→ **Task prompt**
Quote the data below in full, minus the images.

→ **Data extract**
-- -- --

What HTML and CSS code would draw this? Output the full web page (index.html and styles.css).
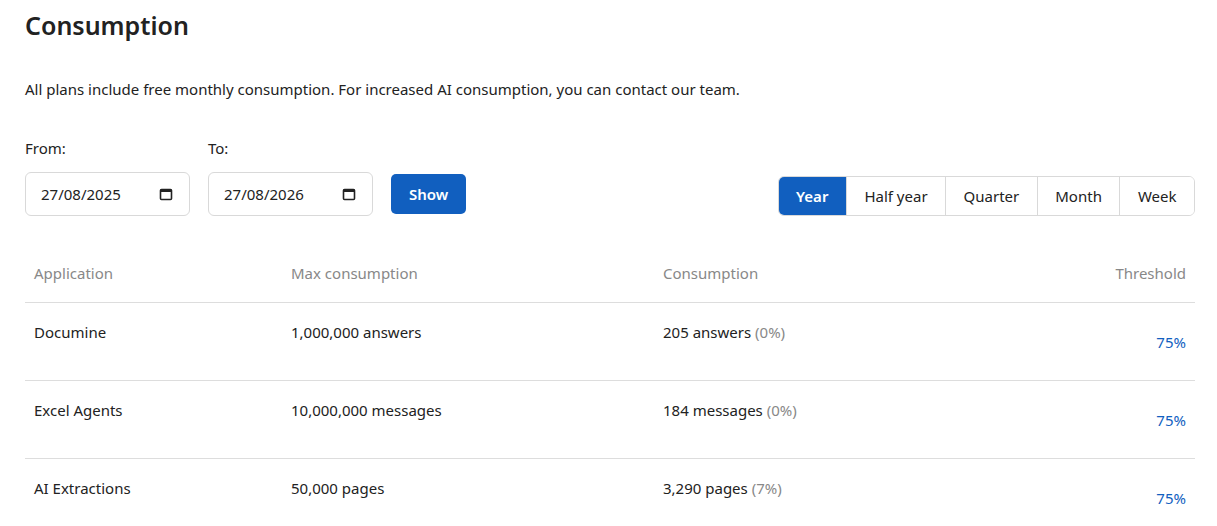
FILE: index.html
```html
<!DOCTYPE html>
<html lang="en">
<head>
    <meta charset="UTF-8">
    <meta name="viewport" content="width=device-width, initial-scale=1.0">
    <title>Consumption</title>
    <link rel="stylesheet" href="styles.css">
</head>
<body>
    <div class="page">
        <h1>Consumption</h1>
        <p class="intro">All plans include free monthly consumption. For increased AI consumption, you can contact our team.</p>

        <div class="filters">
            <div class="field">
                <label for="from">From:</label>
                <div class="date-input">
                    <span>27/08/2025</span>
                    <svg width="14" height="14" viewBox="0 0 14 14"><rect x="1.5" y="2.5" width="11" height="10" rx="1" fill="none" stroke="#222" stroke-width="1.6"/><rect x="1.5" y="2.5" width="11" height="2.5" fill="#222"/></svg>
                </div>
            </div>
            <div class="field">
                <label for="to">To:</label>
                <div class="date-input">
                    <span>27/08/2026</span>
                    <svg width="14" height="14" viewBox="0 0 14 14"><rect x="1.5" y="2.5" width="11" height="10" rx="1" fill="none" stroke="#222" stroke-width="1.6"/><rect x="1.5" y="2.5" width="11" height="2.5" fill="#222"/></svg>
                </div>
            </div>
            <button class="btn-show">Show</button>

            <div class="periods">
                <button class="period active">Year</button>
                <button class="period">Half year</button>
                <button class="period">Quarter</button>
                <button class="period">Month</button>
                <button class="period">Week</button>
            </div>
        </div>

        <div class="usage">
            <div class="row head">
                <div>Application</div>
                <div>Max consumption</div>
                <div>Consumption</div>
                <div class="threshold">Threshold</div>
            </div>
            <div class="row">
                <div>Documine</div>
                <div>1,000,000 answers</div>
                <div>205 answers <span class="pct">(0%)</span></div>
                <div class="threshold">75%</div>
            </div>
            <div class="row">
                <div>Excel Agents</div>
                <div>10,000,000 messages</div>
                <div>184 messages <span class="pct">(0%)</span></div>
                <div class="threshold">75%</div>
            </div>
            <div class="row">
                <div>AI Extractions</div>
                <div>50,000 pages</div>
                <div>3,290 pages <span class="pct">(7%)</span></div>
                <div class="threshold">75%</div>
            </div>
        </div>
    </div>
</body>
</html>
```

FILE: styles.css
```css
body {
    margin: 0;
    font-family: "Noto Sans", "Open Sans", sans-serif;
    font-size: 15px;
    color: #222;
    background: #fff;
}
.page {
    padding: 0 22px 0 25px;
}
h1 {
    margin: 0;
    padding-top: 7px;
    font-size: 25px;
    font-weight: 600;
    line-height: 36px;
}
.intro {
    margin: 35px 0 0;
    line-height: 22px;
}
.filters {
    display: flex;
    align-items: flex-end;
    margin-top: 37px;
}
.field {
    display: flex;
    flex-direction: column;
    margin-right: 18px;
}
.field label {
    line-height: 22px;
    margin-bottom: 13px;
}
.date-input {
    width: 165px;
    height: 44px;
    box-sizing: border-box;
    border: 1px solid #d9d9d9;
    border-radius: 6px;
    display: flex;
    align-items: center;
    justify-content: space-between;
    padding: 0 16px 0 15px;
}
.btn-show {
    height: 40px;
    margin-bottom: 2px;
    padding: 0 18px;
    border: none;
    border-radius: 5px;
    background: #115fbf;
    color: white;
    font: inherit;
    font-weight: 600;
}
.periods {
    display: flex;
    margin-left: auto;
    border: 1px solid #d9d9d9;
    border-radius: 6px;
    overflow: hidden;
}
.period {
    height: 38px;
    padding: 0 17.5px;
    border: none;
    border-left: 1px solid #d9d9d9;
    background: white;
    color: #222;
    font: inherit;
}
.period:first-child {
    border-left: none;
}
.period.active {
    background: #115fbf;
    color: white;
    font-weight: 600;
}
.usage {
    margin-top: 34px;
}
.row {
    display: grid;
    grid-template-columns: 257px 372px 1fr 160px;
    min-height: 77px;
    border-top: 1px solid #ddd;
}
.row > div {
    padding: 18px 9px 0;
    line-height: 22px;
}
.row > .threshold {
    text-align: right;
    padding-top: 28px;
    color: #1160c0;
}
.row.head {
    border-top: none;
    min-height: 0;
    height: 52px;
    border-bottom: 1px solid #ddd;
    margin-bottom: -1px;
}
.row.head > div {
    padding-top: 12px;
    color: #888;
}
.row.head > .threshold {
    color: #888;
}
.pct {
    color: #888;
}
```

-- -- --

→ **Task result**
What HTML and CSS code would draw this? Output the full web page (index.html and styles.css).
FILE: index.html
```html
<!DOCTYPE html>
<html lang="en">
<head>
    <meta charset="UTF-8">
    <meta name="viewport" content="width=device-width, initial-scale=1.0">
    <title>Consumption</title>
    <link rel="stylesheet" href="styles.css">
</head>
<body>
    <div class="page">
        <h1>Consumption</h1>
        <p class="intro">All plans include free monthly consumption. For increased AI consumption, you can contact our team.</p>

        <div class="filters">
            <div class="field">
                <label for="from">From:</label>
                <div class="date-input">
                    <span>27/08/2025</span>
                    <svg width="14" height="14" viewBox="0 0 14 14"><rect x="1.5" y="2.5" width="11" height="10" rx="1" fill="none" stroke="#222" stroke-width="1.6"/><rect x="1.5" y="2.5" width="11" height="2.5" fill="#222"/></svg>
                </div>
            </div>
            <div class="field">
                <label for="to">To:</label>
                <div class="date-input">
                    <span>27/08/2026</span>
                    <svg width="14" height="14" viewBox="0 0 14 14"><rect x="1.5" y="2.5" width="11" height="10" rx="1" fill="none" stroke="#222" stroke-width="1.6"/><rect x="1.5" y="2.5" width="11" height="2.5" fill="#222"/></svg>
                </div>
            </div>
            <button class="btn-show">Show</button>

            <div class="periods">
                <button class="period active">Year</button>
                <button class="period">Half year</button>
                <button class="period">Quarter</button>
                <button class="period">Month</button>
                <button class="period">Week</button>
            </div>
        </div>

        <div class="usage">
            <div class="row head">
                <div>Application</div>
                <div>Max consumption</div>
                <div>Consumption</div>
                <div class="threshold">Threshold</div>
            </div>
            <div class="row">
                <div>Documine</div>
                <div>1,000,000 answers</div>
                <div>205 answers <span class="pct">(0%)</span></div>
                <div class="threshold">75%</div>
            </div>
            <div class="row">
                <div>Excel Agents</div>
                <div>10,000,000 messages</div>
                <div>184 messages <span class="pct">(0%)</span></div>
                <div class="threshold">75%</div>
            </div>
            <div class="row">
                <div>AI Extractions</div>
                <div>50,000 pages</div>
                <div>3,290 pages <span class="pct">(7%)</span></div>
                <div class="threshold">75%</div>
            </div>
        </div>
    </div>
</body>
</html>
```

FILE: styles.css
```css
body {
    margin: 0;
    font-family: "Noto Sans", "Open Sans", sans-serif;
    font-size: 15px;
    color: #222;
    background: #fff;
}
.page {
    padding: 0 22px 0 25px;
}
h1 {
    margin: 0;
    padding-top: 7px;
    font-size: 25px;
    font-weight: 600;
    line-height: 36px;
}
.intro {
    margin: 35px 0 0;
    line-height: 22px;
}
.filters {
    display: flex;
    align-items: flex-end;
    margin-top: 37px;
}
.field {
    display: flex;
    flex-direction: column;
    margin-right: 18px;
}
.field label {
    line-height: 22px;
    margin-bottom: 13px;
}
.date-input {
    width: 165px;
    height: 44px;
    box-sizing: border-box;
    border: 1px solid #d9d9d9;
    border-radius: 6px;
    display: flex;
    align-items: center;
    justify-content: space-between;
    padding: 0 16px 0 15px;
}
.btn-show {
    height: 40px;
    margin-bottom: 2px;
    padding: 0 18px;
    border: none;
    border-radius: 5px;
    background: #115fbf;
    color: white;
    font: inherit;
    font-weight: 600;
}
.periods {
    display: flex;
    margin-left: auto;
    border: 1px solid #d9d9d9;
    border-radius: 6px;
    overflow: hidden;
}
.period {
    height: 38px;
    padding: 0 17.5px;
    border: none;
    border-left: 1px solid #d9d9d9;
    background: white;
    color: #222;
    font: inherit;
}
.period:first-child {
    border-left: none;
}
.period.active {
    background: #115fbf;
    color: white;
    font-weight: 600;
}
.usage {
    margin-top: 34px;
}
.row {
    display: grid;
    grid-template-columns: 257px 372px 1fr 160px;
    min-height: 77px;
    border-top: 1px solid #ddd;
}
.row > div {
    padding: 18px 9px 0;
    line-height: 22px;
}
.row > .threshold {
    text-align: right;
    padding-top: 28px;
    color: #1160c0;
}
.row.head {
    border-top: none;
    min-height: 0;
    height: 52px;
    border-bottom: 1px solid #ddd;
    margin-bottom: -1px;
}
.row.head > div {
    padding-top: 12px;
    color: #888;
}
.row.head > .threshold {
    color: #888;
}
.pct {
    color: #888;
}
```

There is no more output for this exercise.